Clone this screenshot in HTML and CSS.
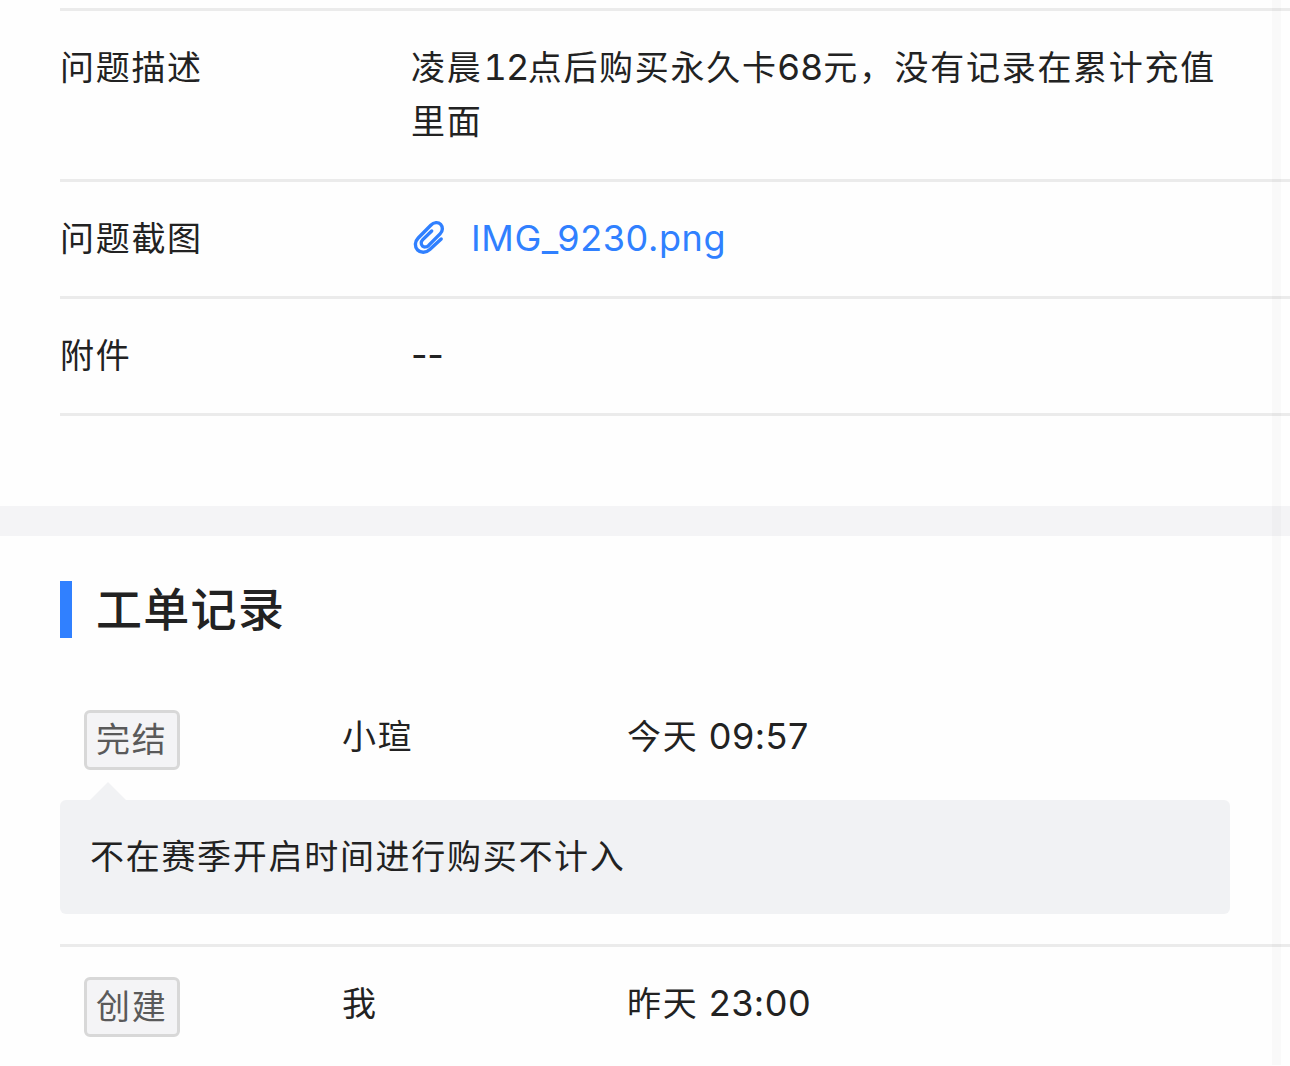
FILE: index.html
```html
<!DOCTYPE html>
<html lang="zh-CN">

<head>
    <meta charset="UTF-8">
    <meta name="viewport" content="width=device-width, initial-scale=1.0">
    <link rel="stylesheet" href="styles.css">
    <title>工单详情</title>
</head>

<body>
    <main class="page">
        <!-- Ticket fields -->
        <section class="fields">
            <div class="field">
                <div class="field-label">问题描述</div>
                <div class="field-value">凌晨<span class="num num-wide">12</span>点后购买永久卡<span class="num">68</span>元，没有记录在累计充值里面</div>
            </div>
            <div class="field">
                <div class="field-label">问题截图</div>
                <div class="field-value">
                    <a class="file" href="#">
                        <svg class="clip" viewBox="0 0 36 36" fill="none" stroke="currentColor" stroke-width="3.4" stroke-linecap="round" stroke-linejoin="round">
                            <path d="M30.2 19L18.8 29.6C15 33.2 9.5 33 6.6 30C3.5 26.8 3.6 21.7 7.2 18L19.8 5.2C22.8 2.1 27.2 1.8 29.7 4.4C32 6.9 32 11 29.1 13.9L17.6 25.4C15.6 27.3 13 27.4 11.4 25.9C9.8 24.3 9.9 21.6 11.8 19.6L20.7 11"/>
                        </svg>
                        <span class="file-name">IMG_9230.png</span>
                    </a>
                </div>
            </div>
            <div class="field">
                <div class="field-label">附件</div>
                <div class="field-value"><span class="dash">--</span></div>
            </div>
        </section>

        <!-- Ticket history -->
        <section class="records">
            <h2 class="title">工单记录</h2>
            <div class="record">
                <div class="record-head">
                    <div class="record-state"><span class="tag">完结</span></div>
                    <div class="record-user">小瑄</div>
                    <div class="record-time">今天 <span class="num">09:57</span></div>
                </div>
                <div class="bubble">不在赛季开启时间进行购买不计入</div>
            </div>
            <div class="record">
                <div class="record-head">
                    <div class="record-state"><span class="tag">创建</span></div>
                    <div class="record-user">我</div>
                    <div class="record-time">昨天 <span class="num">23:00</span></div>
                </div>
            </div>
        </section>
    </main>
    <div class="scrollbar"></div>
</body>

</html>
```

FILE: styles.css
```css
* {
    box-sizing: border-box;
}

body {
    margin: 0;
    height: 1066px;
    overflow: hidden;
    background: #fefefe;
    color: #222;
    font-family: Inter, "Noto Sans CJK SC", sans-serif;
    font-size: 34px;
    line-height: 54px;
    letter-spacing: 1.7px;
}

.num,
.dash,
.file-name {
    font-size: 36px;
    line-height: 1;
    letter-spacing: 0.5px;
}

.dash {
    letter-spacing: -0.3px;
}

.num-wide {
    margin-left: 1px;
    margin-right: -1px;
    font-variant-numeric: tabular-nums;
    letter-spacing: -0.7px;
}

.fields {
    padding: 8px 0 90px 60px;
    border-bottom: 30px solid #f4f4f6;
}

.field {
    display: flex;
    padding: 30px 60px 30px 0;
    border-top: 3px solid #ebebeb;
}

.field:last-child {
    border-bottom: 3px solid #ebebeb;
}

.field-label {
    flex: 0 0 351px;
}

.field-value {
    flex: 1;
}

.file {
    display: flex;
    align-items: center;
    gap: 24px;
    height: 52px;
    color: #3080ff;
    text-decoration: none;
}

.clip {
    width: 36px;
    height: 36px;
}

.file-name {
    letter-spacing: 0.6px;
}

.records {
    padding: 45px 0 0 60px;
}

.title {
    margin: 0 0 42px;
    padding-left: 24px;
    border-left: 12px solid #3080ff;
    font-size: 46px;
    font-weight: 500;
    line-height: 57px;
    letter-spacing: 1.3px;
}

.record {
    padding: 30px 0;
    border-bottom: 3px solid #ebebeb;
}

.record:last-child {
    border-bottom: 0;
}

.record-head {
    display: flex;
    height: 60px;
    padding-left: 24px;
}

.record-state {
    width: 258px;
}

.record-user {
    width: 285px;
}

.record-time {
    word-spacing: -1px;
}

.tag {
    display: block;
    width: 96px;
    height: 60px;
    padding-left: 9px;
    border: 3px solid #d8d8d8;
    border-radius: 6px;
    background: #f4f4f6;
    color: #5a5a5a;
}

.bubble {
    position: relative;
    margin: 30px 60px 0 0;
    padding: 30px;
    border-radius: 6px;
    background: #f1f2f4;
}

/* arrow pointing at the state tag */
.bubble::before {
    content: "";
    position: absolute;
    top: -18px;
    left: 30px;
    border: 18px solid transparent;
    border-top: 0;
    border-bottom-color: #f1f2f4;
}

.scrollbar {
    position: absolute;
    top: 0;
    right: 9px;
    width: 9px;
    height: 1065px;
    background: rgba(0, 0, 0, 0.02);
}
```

» **DIRECTIONS FOR THIS TASK**
Output each line exactly; omit every picture.

» **REPLY TO THE TASK**
Clone this screenshot in HTML and CSS.
FILE: index.html
```html
<!DOCTYPE html>
<html lang="zh-CN">

<head>
    <meta charset="UTF-8">
    <meta name="viewport" content="width=device-width, initial-scale=1.0">
    <link rel="stylesheet" href="styles.css">
    <title>工单详情</title>
</head>

<body>
    <main class="page">
        <!-- Ticket fields -->
        <section class="fields">
            <div class="field">
                <div class="field-label">问题描述</div>
                <div class="field-value">凌晨<span class="num num-wide">12</span>点后购买永久卡<span class="num">68</span>元，没有记录在累计充值里面</div>
            </div>
            <div class="field">
                <div class="field-label">问题截图</div>
                <div class="field-value">
                    <a class="file" href="#">
                        <svg class="clip" viewBox="0 0 36 36" fill="none" stroke="currentColor" stroke-width="3.4" stroke-linecap="round" stroke-linejoin="round">
                            <path d="M30.2 19L18.8 29.6C15 33.2 9.5 33 6.6 30C3.5 26.8 3.6 21.7 7.2 18L19.8 5.2C22.8 2.1 27.2 1.8 29.7 4.4C32 6.9 32 11 29.1 13.9L17.6 25.4C15.6 27.3 13 27.4 11.4 25.9C9.8 24.3 9.9 21.6 11.8 19.6L20.7 11"/>
                        </svg>
                        <span class="file-name">IMG_9230.png</span>
                    </a>
                </div>
            </div>
            <div class="field">
                <div class="field-label">附件</div>
                <div class="field-value"><span class="dash">--</span></div>
            </div>
        </section>

        <!-- Ticket history -->
        <section class="records">
            <h2 class="title">工单记录</h2>
            <div class="record">
                <div class="record-head">
                    <div class="record-state"><span class="tag">完结</span></div>
                    <div class="record-user">小瑄</div>
                    <div class="record-time">今天 <span class="num">09:57</span></div>
                </div>
                <div class="bubble">不在赛季开启时间进行购买不计入</div>
            </div>
            <div class="record">
                <div class="record-head">
                    <div class="record-state"><span class="tag">创建</span></div>
                    <div class="record-user">我</div>
                    <div class="record-time">昨天 <span class="num">23:00</span></div>
                </div>
            </div>
        </section>
    </main>
    <div class="scrollbar"></div>
</body>

</html>
```

FILE: styles.css
```css
* {
    box-sizing: border-box;
}

body {
    margin: 0;
    height: 1066px;
    overflow: hidden;
    background: #fefefe;
    color: #222;
    font-family: Inter, "Noto Sans CJK SC", sans-serif;
    font-size: 34px;
    line-height: 54px;
    letter-spacing: 1.7px;
}

.num,
.dash,
.file-name {
    font-size: 36px;
    line-height: 1;
    letter-spacing: 0.5px;
}

.dash {
    letter-spacing: -0.3px;
}

.num-wide {
    margin-left: 1px;
    margin-right: -1px;
    font-variant-numeric: tabular-nums;
    letter-spacing: -0.7px;
}

.fields {
    padding: 8px 0 90px 60px;
    border-bottom: 30px solid #f4f4f6;
}

.field {
    display: flex;
    padding: 30px 60px 30px 0;
    border-top: 3px solid #ebebeb;
}

.field:last-child {
    border-bottom: 3px solid #ebebeb;
}

.field-label {
    flex: 0 0 351px;
}

.field-value {
    flex: 1;
}

.file {
    display: flex;
    align-items: center;
    gap: 24px;
    height: 52px;
    color: #3080ff;
    text-decoration: none;
}

.clip {
    width: 36px;
    height: 36px;
}

.file-name {
    letter-spacing: 0.6px;
}

.records {
    padding: 45px 0 0 60px;
}

.title {
    margin: 0 0 42px;
    padding-left: 24px;
    border-left: 12px solid #3080ff;
    font-size: 46px;
    font-weight: 500;
    line-height: 57px;
    letter-spacing: 1.3px;
}

.record {
    padding: 30px 0;
    border-bottom: 3px solid #ebebeb;
}

.record:last-child {
    border-bottom: 0;
}

.record-head {
    display: flex;
    height: 60px;
    padding-left: 24px;
}

.record-state {
    width: 258px;
}

.record-user {
    width: 285px;
}

.record-time {
    word-spacing: -1px;
}

.tag {
    display: block;
    width: 96px;
    height: 60px;
    padding-left: 9px;
    border: 3px solid #d8d8d8;
    border-radius: 6px;
    background: #f4f4f6;
    color: #5a5a5a;
}

.bubble {
    position: relative;
    margin: 30px 60px 0 0;
    padding: 30px;
    border-radius: 6px;
    background: #f1f2f4;
}

/* arrow pointing at the state tag */
.bubble::before {
    content: "";
    position: absolute;
    top: -18px;
    left: 30px;
    border: 18px solid transparent;
    border-top: 0;
    border-bottom-color: #f1f2f4;
}

.scrollbar {
    position: absolute;
    top: 0;
    right: 9px;
    width: 9px;
    height: 1065px;
    background: rgba(0, 0, 0, 0.02);
}
```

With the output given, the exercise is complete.